§ **Work to be completed**
Return every line below in which "React" appears.

- - - - -

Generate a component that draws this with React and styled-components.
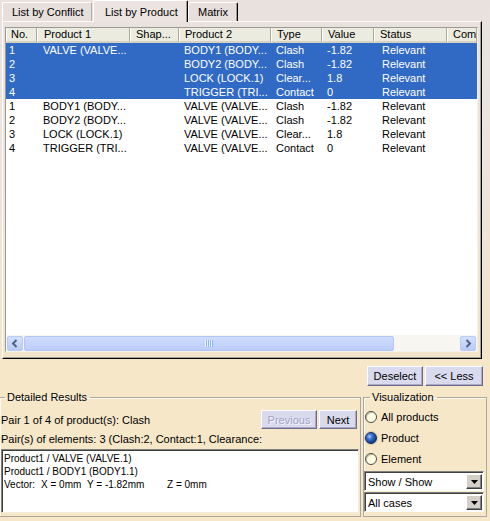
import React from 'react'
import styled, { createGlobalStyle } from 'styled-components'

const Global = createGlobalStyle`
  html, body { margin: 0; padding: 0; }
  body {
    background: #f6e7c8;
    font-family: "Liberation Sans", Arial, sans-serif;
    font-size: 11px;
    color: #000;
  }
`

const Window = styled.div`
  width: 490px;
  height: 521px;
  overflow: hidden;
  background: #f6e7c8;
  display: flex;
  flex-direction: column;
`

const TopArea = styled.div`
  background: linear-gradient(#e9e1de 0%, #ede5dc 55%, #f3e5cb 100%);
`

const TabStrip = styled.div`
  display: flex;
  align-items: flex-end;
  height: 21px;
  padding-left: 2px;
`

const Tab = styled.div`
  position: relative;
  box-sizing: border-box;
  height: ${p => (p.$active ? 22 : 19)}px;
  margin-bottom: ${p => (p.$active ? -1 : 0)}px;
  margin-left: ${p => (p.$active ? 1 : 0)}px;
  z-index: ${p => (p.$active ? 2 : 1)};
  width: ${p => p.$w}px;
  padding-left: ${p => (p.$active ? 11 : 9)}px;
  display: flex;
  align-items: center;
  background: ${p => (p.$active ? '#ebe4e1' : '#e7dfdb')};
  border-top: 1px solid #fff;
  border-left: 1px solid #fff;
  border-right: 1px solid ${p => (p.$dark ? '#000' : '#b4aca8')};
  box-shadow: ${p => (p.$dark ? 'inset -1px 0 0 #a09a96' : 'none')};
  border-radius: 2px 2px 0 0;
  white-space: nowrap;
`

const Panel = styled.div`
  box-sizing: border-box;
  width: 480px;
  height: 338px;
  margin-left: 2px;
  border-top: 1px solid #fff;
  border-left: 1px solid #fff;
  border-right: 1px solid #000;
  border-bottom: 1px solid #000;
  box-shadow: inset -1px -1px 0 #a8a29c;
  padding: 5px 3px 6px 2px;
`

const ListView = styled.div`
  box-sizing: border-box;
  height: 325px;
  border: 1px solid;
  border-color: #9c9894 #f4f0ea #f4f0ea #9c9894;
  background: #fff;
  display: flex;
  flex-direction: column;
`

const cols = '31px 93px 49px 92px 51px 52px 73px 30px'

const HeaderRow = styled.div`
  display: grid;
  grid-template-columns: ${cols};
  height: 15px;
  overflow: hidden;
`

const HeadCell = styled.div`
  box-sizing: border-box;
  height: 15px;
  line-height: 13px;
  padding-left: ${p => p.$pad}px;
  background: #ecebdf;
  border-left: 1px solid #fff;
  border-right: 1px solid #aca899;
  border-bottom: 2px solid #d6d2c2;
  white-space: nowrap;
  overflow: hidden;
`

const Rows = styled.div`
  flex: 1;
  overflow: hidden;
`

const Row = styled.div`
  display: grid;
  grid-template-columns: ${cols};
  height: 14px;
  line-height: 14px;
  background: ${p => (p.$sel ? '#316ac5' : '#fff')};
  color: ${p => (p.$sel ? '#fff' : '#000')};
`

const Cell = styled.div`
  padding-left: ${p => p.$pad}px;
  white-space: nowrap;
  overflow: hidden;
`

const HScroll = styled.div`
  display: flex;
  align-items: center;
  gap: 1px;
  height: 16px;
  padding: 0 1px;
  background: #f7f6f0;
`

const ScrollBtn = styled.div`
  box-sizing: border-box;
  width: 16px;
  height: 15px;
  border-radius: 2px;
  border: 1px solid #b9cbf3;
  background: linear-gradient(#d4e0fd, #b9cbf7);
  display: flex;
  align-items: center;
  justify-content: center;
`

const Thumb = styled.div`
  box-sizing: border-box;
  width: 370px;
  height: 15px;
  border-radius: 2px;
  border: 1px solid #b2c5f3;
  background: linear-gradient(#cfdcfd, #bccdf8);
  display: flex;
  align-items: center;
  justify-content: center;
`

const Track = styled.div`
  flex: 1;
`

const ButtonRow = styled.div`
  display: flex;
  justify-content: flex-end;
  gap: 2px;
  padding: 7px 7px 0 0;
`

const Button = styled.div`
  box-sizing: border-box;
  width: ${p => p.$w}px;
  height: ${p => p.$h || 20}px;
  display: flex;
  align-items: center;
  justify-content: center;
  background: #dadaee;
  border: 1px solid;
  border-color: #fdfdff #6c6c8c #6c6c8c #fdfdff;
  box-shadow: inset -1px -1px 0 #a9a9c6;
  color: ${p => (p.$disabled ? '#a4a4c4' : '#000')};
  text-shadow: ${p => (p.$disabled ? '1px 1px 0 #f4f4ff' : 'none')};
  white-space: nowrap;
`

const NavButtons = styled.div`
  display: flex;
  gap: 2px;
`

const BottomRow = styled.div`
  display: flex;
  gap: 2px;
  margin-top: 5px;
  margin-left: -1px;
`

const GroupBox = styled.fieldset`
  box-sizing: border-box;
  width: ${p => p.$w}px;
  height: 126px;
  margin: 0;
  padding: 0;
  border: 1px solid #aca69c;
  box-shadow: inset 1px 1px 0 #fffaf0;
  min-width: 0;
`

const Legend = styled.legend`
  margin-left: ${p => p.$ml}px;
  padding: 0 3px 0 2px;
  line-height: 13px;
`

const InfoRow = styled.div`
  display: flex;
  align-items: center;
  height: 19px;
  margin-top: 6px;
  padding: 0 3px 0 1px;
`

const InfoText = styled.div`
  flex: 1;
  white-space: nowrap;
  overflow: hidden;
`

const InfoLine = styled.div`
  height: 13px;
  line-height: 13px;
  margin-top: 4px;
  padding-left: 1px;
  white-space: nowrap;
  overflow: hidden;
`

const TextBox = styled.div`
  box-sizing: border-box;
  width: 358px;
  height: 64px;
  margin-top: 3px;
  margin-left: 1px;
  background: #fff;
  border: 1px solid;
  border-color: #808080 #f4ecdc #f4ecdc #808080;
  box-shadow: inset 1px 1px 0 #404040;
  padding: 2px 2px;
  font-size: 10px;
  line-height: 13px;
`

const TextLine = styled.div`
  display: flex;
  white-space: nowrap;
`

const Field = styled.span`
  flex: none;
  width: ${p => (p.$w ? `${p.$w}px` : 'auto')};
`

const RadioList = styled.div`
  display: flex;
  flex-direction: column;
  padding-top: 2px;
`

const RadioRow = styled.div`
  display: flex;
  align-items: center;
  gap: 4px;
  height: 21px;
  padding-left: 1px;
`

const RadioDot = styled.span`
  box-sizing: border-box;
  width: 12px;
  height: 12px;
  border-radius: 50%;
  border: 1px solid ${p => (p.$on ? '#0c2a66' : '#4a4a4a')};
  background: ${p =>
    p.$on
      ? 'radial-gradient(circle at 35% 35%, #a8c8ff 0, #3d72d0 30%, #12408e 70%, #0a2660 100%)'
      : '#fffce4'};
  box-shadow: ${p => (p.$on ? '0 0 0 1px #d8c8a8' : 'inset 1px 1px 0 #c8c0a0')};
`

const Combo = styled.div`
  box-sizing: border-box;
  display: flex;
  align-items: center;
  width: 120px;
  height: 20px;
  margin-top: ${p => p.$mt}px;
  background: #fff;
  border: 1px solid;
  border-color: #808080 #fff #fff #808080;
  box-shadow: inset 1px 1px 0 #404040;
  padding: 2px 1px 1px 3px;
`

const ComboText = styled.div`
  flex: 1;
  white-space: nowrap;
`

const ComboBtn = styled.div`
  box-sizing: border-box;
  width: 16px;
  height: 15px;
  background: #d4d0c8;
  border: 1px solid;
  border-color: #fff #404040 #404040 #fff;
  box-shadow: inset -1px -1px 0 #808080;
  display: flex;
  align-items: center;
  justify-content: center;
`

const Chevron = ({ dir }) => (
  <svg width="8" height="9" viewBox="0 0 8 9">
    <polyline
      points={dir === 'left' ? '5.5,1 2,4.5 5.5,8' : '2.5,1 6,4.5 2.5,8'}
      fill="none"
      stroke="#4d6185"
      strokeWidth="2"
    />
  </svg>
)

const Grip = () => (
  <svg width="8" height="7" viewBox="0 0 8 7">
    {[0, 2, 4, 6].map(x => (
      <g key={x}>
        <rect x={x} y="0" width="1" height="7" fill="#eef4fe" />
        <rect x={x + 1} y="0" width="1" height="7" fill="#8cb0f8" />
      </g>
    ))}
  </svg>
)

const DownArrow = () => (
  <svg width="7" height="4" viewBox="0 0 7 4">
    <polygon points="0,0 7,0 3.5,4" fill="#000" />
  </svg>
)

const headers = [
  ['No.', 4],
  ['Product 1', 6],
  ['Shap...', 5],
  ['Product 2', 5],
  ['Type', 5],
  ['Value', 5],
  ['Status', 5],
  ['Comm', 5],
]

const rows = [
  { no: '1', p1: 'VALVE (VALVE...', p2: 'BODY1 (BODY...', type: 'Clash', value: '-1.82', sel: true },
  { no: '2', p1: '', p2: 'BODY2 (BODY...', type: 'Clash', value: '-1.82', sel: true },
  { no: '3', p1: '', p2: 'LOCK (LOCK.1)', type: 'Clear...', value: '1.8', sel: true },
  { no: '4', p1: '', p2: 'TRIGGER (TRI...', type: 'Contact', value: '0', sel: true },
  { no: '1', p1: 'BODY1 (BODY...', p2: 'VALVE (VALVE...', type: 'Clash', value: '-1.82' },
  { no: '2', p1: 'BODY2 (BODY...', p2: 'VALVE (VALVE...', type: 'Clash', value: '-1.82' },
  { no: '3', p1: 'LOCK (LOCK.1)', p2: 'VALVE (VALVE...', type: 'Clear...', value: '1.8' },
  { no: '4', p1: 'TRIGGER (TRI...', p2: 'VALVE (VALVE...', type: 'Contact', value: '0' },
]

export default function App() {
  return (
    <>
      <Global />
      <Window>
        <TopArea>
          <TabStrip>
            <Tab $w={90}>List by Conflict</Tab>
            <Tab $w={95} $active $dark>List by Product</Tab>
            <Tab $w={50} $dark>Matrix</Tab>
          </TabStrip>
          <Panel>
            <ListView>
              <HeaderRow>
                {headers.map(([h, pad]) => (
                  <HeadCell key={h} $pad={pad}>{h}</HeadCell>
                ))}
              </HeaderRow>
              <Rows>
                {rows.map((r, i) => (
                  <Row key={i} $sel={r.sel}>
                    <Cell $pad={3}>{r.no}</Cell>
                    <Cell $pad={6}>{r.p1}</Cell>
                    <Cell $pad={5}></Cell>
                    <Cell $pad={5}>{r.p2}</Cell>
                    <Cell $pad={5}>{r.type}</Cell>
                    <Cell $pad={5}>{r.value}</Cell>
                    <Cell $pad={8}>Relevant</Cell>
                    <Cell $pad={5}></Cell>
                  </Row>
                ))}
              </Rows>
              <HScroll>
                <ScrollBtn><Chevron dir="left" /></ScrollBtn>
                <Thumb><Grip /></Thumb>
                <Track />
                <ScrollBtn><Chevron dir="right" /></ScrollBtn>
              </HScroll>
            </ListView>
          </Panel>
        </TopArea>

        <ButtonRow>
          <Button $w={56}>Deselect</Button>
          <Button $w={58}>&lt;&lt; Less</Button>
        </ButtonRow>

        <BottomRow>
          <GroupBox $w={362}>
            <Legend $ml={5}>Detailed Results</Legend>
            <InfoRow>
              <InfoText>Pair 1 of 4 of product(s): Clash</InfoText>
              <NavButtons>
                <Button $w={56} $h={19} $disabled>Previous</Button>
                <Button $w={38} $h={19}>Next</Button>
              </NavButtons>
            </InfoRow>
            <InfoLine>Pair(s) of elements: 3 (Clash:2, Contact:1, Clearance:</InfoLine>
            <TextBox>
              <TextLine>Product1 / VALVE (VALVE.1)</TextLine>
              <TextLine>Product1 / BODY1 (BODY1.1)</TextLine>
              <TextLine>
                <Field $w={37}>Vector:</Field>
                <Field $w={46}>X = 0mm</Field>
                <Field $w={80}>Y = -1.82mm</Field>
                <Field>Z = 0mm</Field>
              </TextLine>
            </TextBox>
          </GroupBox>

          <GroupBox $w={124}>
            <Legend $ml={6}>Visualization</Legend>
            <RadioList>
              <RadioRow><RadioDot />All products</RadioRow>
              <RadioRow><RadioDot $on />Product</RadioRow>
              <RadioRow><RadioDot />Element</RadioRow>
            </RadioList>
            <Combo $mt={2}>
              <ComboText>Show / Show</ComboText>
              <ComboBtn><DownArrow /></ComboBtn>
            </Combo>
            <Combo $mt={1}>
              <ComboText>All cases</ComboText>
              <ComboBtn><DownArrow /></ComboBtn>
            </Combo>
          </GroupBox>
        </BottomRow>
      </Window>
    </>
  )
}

- - - - -

§ **Expected answer**
Generate a component that draws this with React and styled-components.
import React from 'react'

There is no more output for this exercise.